Two prominent Maine boatyards chose the same day in June to launch two very different vessels — a massive sailing yacht and a more modest Down East lobster yacht.
Bequia, a 90-foot bluewater cruising yawl designed by Stephens, Waring & White Yacht Design, was constructed at the Brooklin (Maine) Boat Yard and launched June 27. The yawl represents the largest project to date for both the design office and the building yard, according to Brooklin Boat Yard. The project began to evolve in early 2005 and construction began in spring 2007.
“With a yacht of this complexity, it is good to have some time to work out the details before wood starts going together,” designer Robert Stephens said in a statement.
The most challenging task for the team was to integrate the traditional design with modern technology and systems, according to the yard. Bequia features fully automated sail handling with a hydraulic system that runs up to 27 different functions including furling, winches and anchor deployment. The yawl is powered by a Cummins 350-hp inboard. The hull is constructed of cold-molded wood epoxy.
One of the vessel’s most notable features is the varnished teak charthouse that features a chart table, electronics displays and autopilot controls. The charthouse also acts as a saloon for guests aboard the vessel, according to the yard.
“This has been our largest project to date and perhaps the smoothest in execution,” says Brooklin Boat Yard owner Steve White.
The other Maine-built vessel launched that day was Maisie McGoo, a Stanley 38, by the John Williams Boat Company. With the fiberglass hull already molded, the construction of the vessel started in September 2008 for owners Dana and Martha Robes.

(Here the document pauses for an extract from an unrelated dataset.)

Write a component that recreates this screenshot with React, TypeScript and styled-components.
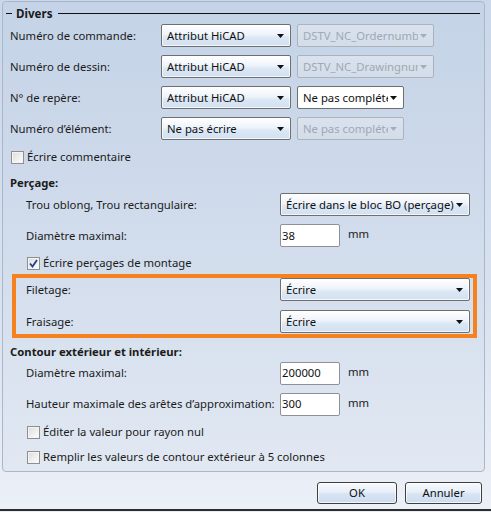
import React from 'react';
import styled, { createGlobalStyle } from 'styled-components';

const GlobalStyle = createGlobalStyle`
  html, body { margin: 0; padding: 0; }
  body {
    background: #e9eef6;
    font-family: "Noto Sans", "Segoe UI", sans-serif;
    font-size: 11.3px;
    color: #1b1b1b;
  }
`;

const Window = styled.div`
  width: 491px;
  height: 511px;
  box-sizing: border-box;
  padding: 1px 6px 0 2px;
  display: flex;
  flex-direction: column;
  background: linear-gradient(to bottom, #cad7ea 0%, #d9e2ef 60%, #ecf0f7 100%);
  border-bottom: 2px solid #2e2e2e;
`;

const Panel = styled.div`
  width: 483px;
  height: 471px;
  box-sizing: border-box;
  border: 1px solid #a9b7ca;
  border-radius: 4px;
  background: linear-gradient(to bottom, #c4d3e7 0%, #d1dcec 50%, #e1e8f2 100%);
  display: flex;
  flex-direction: column;
`;

const Legend = styled.div`
  display: flex;
  align-items: center;
  height: 15px;
  margin: 4px 4px 0 3px;
  gap: 4px;
`;

const Dash = styled.span`
  width: 6px;
  height: 1px;
  background: #111;
`;

const LegendText = styled.span`
  font-weight: 700;
  font-size: 11.6px;
  line-height: 15px;
`;

const Rule = styled.span`
  flex: 1;
  height: 1px;
  background: #111;
  margin-left: 1px;
`;

const Row = styled.div<{ $mt: number; $indent: number; $h?: number }>`
  display: flex;
  align-items: center;
  height: ${p => p.$h ?? 23}px;
  margin-top: ${p => p.$mt}px;
  padding-left: ${p => p.$indent}px;
  line-height: 16px;
`;

const Label = styled.span<{ $w: number }>`
  width: ${p => p.$w}px;
  flex: none;
  white-space: nowrap;
`;

const Heading = styled.div<{ $mt: number }>`
  height: 16px;
  line-height: 16px;
  margin-top: ${p => p.$mt}px;
  padding-left: 7px;
  font-weight: 700;
`;

type ComboKind = 'normal' | 'white' | 'disabled';

const ComboBox = styled.div<{ $w: number; $kind: ComboKind; $ml?: number }>`
  width: ${p => p.$w}px;
  height: 23px;
  margin-left: ${p => p.$ml ?? 0}px;
  box-sizing: border-box;
  flex: none;
  display: flex;
  align-items: center;
  padding: 0 5px 0 5px;
  border-radius: 2px;
  border: 1px solid ${p => (p.$kind === 'disabled' ? '#adb3b9' : '#6f6f6f')};
  color: ${p => (p.$kind === 'disabled' ? '#a1a8b1' : '#111')};
  background: ${p =>
    p.$kind === 'white'
      ? '#ffffff'
      : p.$kind === 'disabled'
      ? 'linear-gradient(to bottom, #d9e2ee, #d3ddea)'
      : 'linear-gradient(to bottom, #ffffff 0%, #eef4fb 45%, #dbe7f5 60%, #d2e0f1 100%)'};
  box-shadow: ${p => (p.$kind === 'normal' ? 'inset 0 0 0 1px rgba(255,255,255,0.7)' : 'none')};
`;

const ComboValue = styled.span`
  flex: 1;
  overflow: hidden;
  white-space: nowrap;
  line-height: 16px;
`;

const Arrow = styled.svg`
  flex: none;
  margin-left: 2px;
  margin-right: 1px;
`;

const Combo: React.FC<{ w: number; kind?: ComboKind; value: string; ml?: number }> = ({
  w,
  kind = 'normal',
  value,
  ml,
}) => (
  <ComboBox $w={w} $kind={kind} $ml={ml}>
    <ComboValue>{value}</ComboValue>
    <Arrow width="7" height="4" viewBox="0 0 7 4">
      <path d="M0 0 H7 L3.5 4 Z" fill={kind === 'disabled' ? '#a6adb6' : '#111'} />
    </Arrow>
  </ComboBox>
);

const Input = styled.div`
  width: 60px;
  height: 23px;
  box-sizing: border-box;
  flex: none;
  background: #fff;
  border: 1px solid #8e9298;
  border-radius: 2px;
  padding: 0 1px;
  display: flex;
  align-items: center;
  line-height: 16px;
  color: #111;
`;

const Unit = styled.span`
  margin-left: 8px;
  align-self: flex-start;
  margin-top: 2px;
`;

const CheckRow = styled.label<{ $mt: number; $indent: number }>`
  display: flex;
  align-items: center;
  gap: 3px;
  height: 16px;
  line-height: 16px;
  margin-top: ${p => p.$mt}px;
  padding-left: ${p => p.$indent}px;
`;

const Box = styled.span`
  width: 13px;
  height: 13px;
  box-sizing: border-box;
  border: 1px solid #8e8f8f;
  background: linear-gradient(135deg, #dcdcdc 0%, #f4f4f4 70%, #ffffff 100%);
  box-shadow: inset 0 0 0 1px #f4f4f4;
  display: flex;
  align-items: center;
  justify-content: center;
  flex: none;
`;

const Check: React.FC<{ checked?: boolean; label: string; mt: number; indent: number }> = ({
  checked,
  label,
  mt,
  indent,
}) => (
  <CheckRow $mt={mt} $indent={indent}>
    <Box>
      {checked && (
        <svg width="9" height="9" viewBox="0 0 9 9">
          <path d="M1 4.5 L3.5 7.5 L8 1" fill="none" stroke="#21418d" strokeWidth="1.8" />
        </svg>
      )}
    </Box>
    <span>{label}</span>
  </CheckRow>
);

const Highlight = styled.div`
  margin: 3px 7px 0 9px;
  height: 64px;
  box-sizing: border-box;
  border: 4px solid #f5811f;
  display: flex;
  flex-direction: column;
`;

const Footer = styled.div`
  display: flex;
  justify-content: flex-end;
  gap: 8px;
  margin-top: 10px;
  padding-right: 3px;
`;

const Button = styled.button<{ $w: number }>`
  width: ${p => p.$w}px;
  height: 22px;
  box-sizing: border-box;
  border: 1px solid #3f3f3f;
  border-radius: 3px;
  background: linear-gradient(to bottom, #f7fafd 0%, #e8eff8 45%, #d7e4f3 55%, #cddcef 100%);
  box-shadow: inset 0 0 0 1px rgba(255, 255, 255, 0.75);
  font-family: inherit;
  font-size: 11.3px;
  color: #111;
  padding: 0;
  line-height: 16px;
`;

export default function App() {
  return (
    <>
      <GlobalStyle />
      <Window>
        <Panel>
          <Legend>
            <Dash />
            <LegendText>Divers</LegendText>
            <Rule />
          </Legend>

          <Row $mt={3} $indent={7}>
            <Label $w={151}>Numéro de commande:</Label>
            <Combo w={130} value="Attribut HiCAD" />
            <Combo w={137} ml={6} kind="disabled" value="DSTV_NC_Ordernumber" />
          </Row>
          <Row $mt={8} $indent={7}>
            <Label $w={151}>Numéro de dessin:</Label>
            <Combo w={130} value="Attribut HiCAD" />
            <Combo w={137} ml={6} kind="disabled" value="DSTV_NC_Drawingnumber" />
          </Row>
          <Row $mt={8} $indent={7}>
            <Label $w={151}>N° de repère:</Label>
            <Combo w={130} value="Attribut HiCAD" />
            <Combo w={107} ml={6} kind="white" value="Ne pas compléter" />
          </Row>
          <Row $mt={8} $indent={7}>
            <Label $w={151}>Numéro d’élément:</Label>
            <Combo w={130} value="Ne pas écrire" />
            <Combo w={107} ml={6} kind="disabled" value="Ne pas compléter" />
          </Row>

          <Check mt={9} indent={8} label="Écrire commentaire" />

          <Heading $mt={10}>Perçage:</Heading>
          <Row $mt={2} $indent={23}>
            <Label $w={254}>Trou oblong, Trou rectangulaire:</Label>
            <Combo w={190} value="Écrire dans le bloc BO (perçage)" />
          </Row>
          <Row $mt={8} $indent={23}>
            <Label $w={254}>Diamètre maximal:</Label>
            <Input>38</Input>
            <Unit>mm</Unit>
          </Row>
          <Check mt={8} indent={24} checked label="Écrire perçages de montage" />

          <Highlight>
            <Row $mt={0} $indent={10}>
              <Label $w={254}>Filetage:</Label>
              <Combo w={190} value="Écrire" />
            </Row>
            <Row $mt={9} $indent={10}>
              <Label $w={254}>Fraisage:</Label>
              <Combo w={190} value="Écrire" />
            </Row>
          </Highlight>

          <Heading $mt={6}>Contour extérieur et intérieur:</Heading>
          <Row $mt={2} $indent={23} $h={22}>
            <Label $w={254}>Diamètre maximal:</Label>
            <Input>200000</Input>
            <Unit>mm</Unit>
          </Row>
          <Row $mt={9} $indent={23} $h={22}>
            <Label $w={254}>Hauteur maximale des arêtes d’approximation:</Label>
            <Input>300</Input>
            <Unit>mm</Unit>
          </Row>
          <Check mt={9} indent={24} label="Éditer la valeur pour rayon nul" />
          <Check mt={9} indent={24} label="Remplir les valeurs de contour extérieur à 5 colonnes" />
        </Panel>
        <Footer>
          <Button $w={80}>OK</Button>
          <Button $w={77}>Annuler</Button>
        </Footer>
      </Window>
    </>
  );
}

“We ended up having to reconfigure the top because of space issues,” says Bill Wright, production manager. “These Down East hulls have a low freeboard and not a lot of space; for instance, we had to raise the platform to get the engine in.”
The launch took place at the Hall Quarry Boatyard, according to the yard. The vessel features a Cummins 540-hp inboard, teak cabin sides, bronze hardware, and a full electronics package that includes surround-sound TV and DVD system. Since the owners were interested in taking the vessel abroad, a stern thruster was also included to aid in navigating the locks around Europe.
“This is the first time we’ve included one of these on this type of boat so that’s fairly new to us,” says Wright. “It seems to work great and we would recommend it as an add-on for anyone else looking at this model.”
Other subcontractors who assisted in the construction of this vessel included Kramp Electronics, Paul S. Bowden and Scott Farley.
“We also installed a specially designed axial water-drop muffler, which makes it quieter than average,” says Wright. “We had to go through several different layout options to fit everything in.”
The boat was named after the owners’ two white terriers, Maisie and McGoo.